We were still learning, trying to wrap our minds around this little point guard who shoots far too much and sulked way too often when taken out of a game. Who was he? We were transfixed, like the rest of the country. But with each game, each dive to the basket risking his frail 160 pound frame from severe injury, he won us all over. Game by game. DeBusscere to Iverson in five months time.

My father has no real basketball skills, not many 5 foot 8 inch Italian guys do. Baseball was his game, but basketball was our outlet – a time for me to practice my game on the driveway and a chance for my dad to goof off and perhaps vent about my mom for a couple minutes. That was the unspoken agreement. What is said on the driveway, stays on the driveway.

“Crossover!” he would yell in his bright red Sixers sweater and jeans, inevitably dribbling the ball off his orthopedic New Balance shoes and into my mother’s garden. “Just like A.I,” I’d tease.
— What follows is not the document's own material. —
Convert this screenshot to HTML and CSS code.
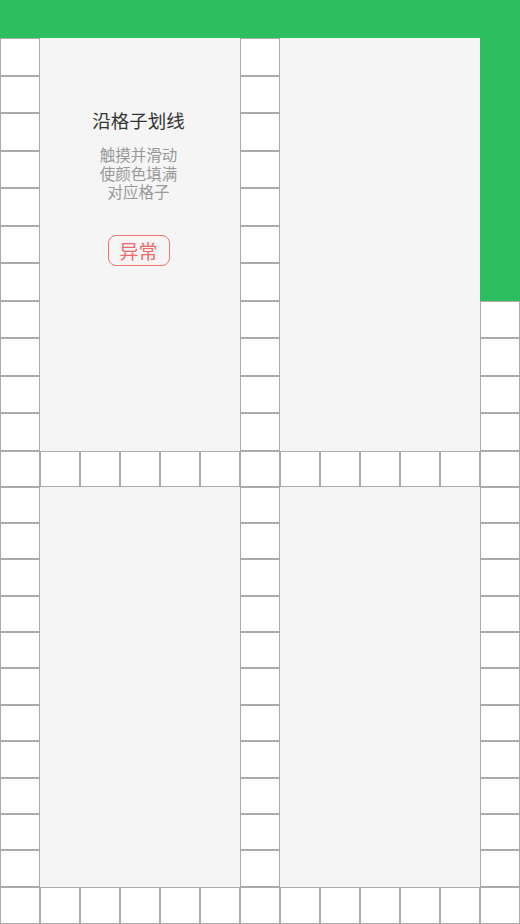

What my dad lacked in skill, he made up for in the appreciation of the artistry and athletic ability of the Game. “When it is done right, it is the most beautiful game on earth,” he would tell me.

Allen Iverson’s talents were far from beautiful. No one questions his God-given basketball abilities, but ask any scout or coach and they would tell you, please do not imitate Allen Iverson. His shot, often off-balance, is far from textbook. His media guide height is six feet, but a closer examination concludes he is an inch or three less. Due to his opponent’s considerable size advantage, Iverson is forced to fade away as he shoots, allowing for the proper arc of the ball to graze over the defender’s fingertips. He’ll collide with the hardwood floor, he’ll get picked up by his teammates and he’ll make the free throw. “He is all heart,” my dad would say. “Play like him.”

“Play like him.” This was code for “Never take a shortcut. Start from the ground. Build your way up.” My dad told me to watch Iverson when I was in fact watching my dad. He paid his own way through college, working three jobs. His dedication to his family and downright unwillingness to spend time on the golf course and schmooze with co-workers has been ingrained in me to this day. Calabros do the work and go home to our families. I think he saw that in A.I. too. Did Iverson always go home to his family? No. But Lord knows he did the work. No one played harder and no one was more exciting with the basketball.

The Crossover

To be perfectly honest, I don’t really remember seeing it. I remember seeing it, but I don’t remember recognizing it. Like looking up at the Sistine Chapel during a sneeze. You know you witnessed something, but you know you didn’t see it all. You have that “wait, what just happened?” look on your face. You missed the intricacies of it. The beauty of it. The balls of it. I strived to be Like Mike in every way. From the tongue sticking out, to his strut on the court, to the way he would always call basketball “The Game of Basketball.” I knew it all. But by March ’97, Iverson was our guy. Our guy took down MJ. For one moment. One play. Our guy had won. That was the Crossover.


Sure we lost the game, but that didn’t matter. The Sixers lost a lot of games that year. Sixty to be exact. In what became a tradition, during halftime, my dad and I would let out our frustrations by dissecting the first half and the adjustments that needed to be made as walked the mezzanine level concourse. There were plenty of adjustments. We would debate substitution patterns, whether they needed to execute more pick and rolls or play better defense. We would inevitably settle on my dad’s favorite play. The play that would define the Sixers during their lowest points, their playoff runs and their clash with the Lakers in the NBA Finals. My dad’s favorite play, “Just Give Iverson the Damn Ball and Get the Hell Outta the Way” always endured.

The 2003-2004 season turned out to be our final year getting season tickets. The team consistently increased prices on us which was especially cruel considering we were loyal customers for a mediocre Sixers team destined for the lottery or an early round playoff exit. Plus, after going to so many games year after year, they simply lost their sense of excitement – for me, anyway. Fast forward a few years and I was now a senior in high school and was more concerned about meeting my friends after the game than discussing the Sixers halftime adjustments with my dad. I would excuse myself to call my girlfriend or friends during halftime. Yes, the game is almost over. My dad and I were beginning to grow apart. There were no fights or anything dramatic, just a teenage son suddenly bored of the childish routines of the past and a father perhaps not quite ready to let them go. When we played one on one in the driveway, my dad created a rule that he wouldn’t raise his hands above his shoulders because he was always blocking my shot. Now, the rules were reversed. I was older. He was older. The game changed.

I keep a basketball in the backseat of my car. Whenever I make a turn, the ball slides across the seat and bangs into the inside of my door. The slight bump reminds me of basketball, of Iverson, of Sixers games with my dad. It reminds me to call him, ask him about the NBA Finals, or when I will see him again. It reminds me to tell him thank you.